Republican lawmakers presented the ideas -- the initial results of a weeks-long collaborative effort with the White House -- to Democrats late Wednesday. The proposals are part of an effort to put a GOP stamp on legislation and win Republican support to pass a bipartisan bill in the Senate.

Sen. John Cornyn (R-Texas), who was heavily involved in the GOP planning, called the presentation "a temperature taking." He added: "It's still very early, there will certainly be controversy."

The distance between the Republican and Democratic positions suggests rocky negotiations ahead. The two sides met Thursday night for talks that will continue through the congressional break next week.

On Thursday, Sen. Edward M. Kennedy (D-Mass.), the lead Democrat on immigration, said that the GOP plan included issues they could agree on, such as enforcement, but that important issues remained unsettled.

Kennedy and other Democrats argue that giving illegal immigrants a path to earn citizenship is essential and say future guest workers should be able to gain legal status as well. Republicans strenuously object.

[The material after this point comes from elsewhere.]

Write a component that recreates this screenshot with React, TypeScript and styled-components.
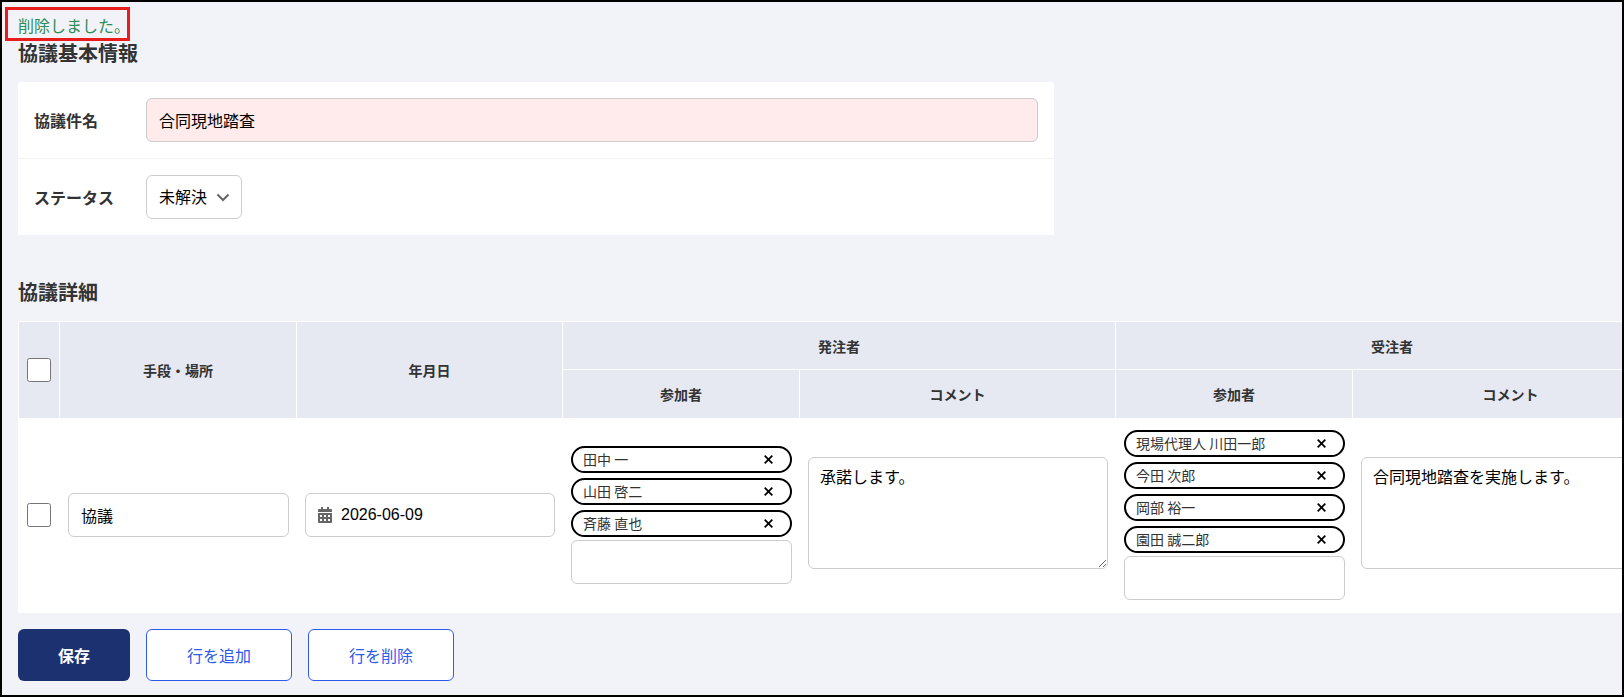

Referring to those positions and his support for admission policies driven by the goal of family reunification, Kennedy emphasized that immigration policy involved special moral obligations to treat people well.

"This is unique," said Kennedy, chairman of the Senate immigration subcommittee. "You don't compromise on the morality of these issues, and we're not going to."

Immigrant advocacy groups condemned the GOP plan. "What we've seen is neither passable or workable," said Angela Kelley, deputy director of the National Immigration Forum. "The direction they're going in is a serious step back."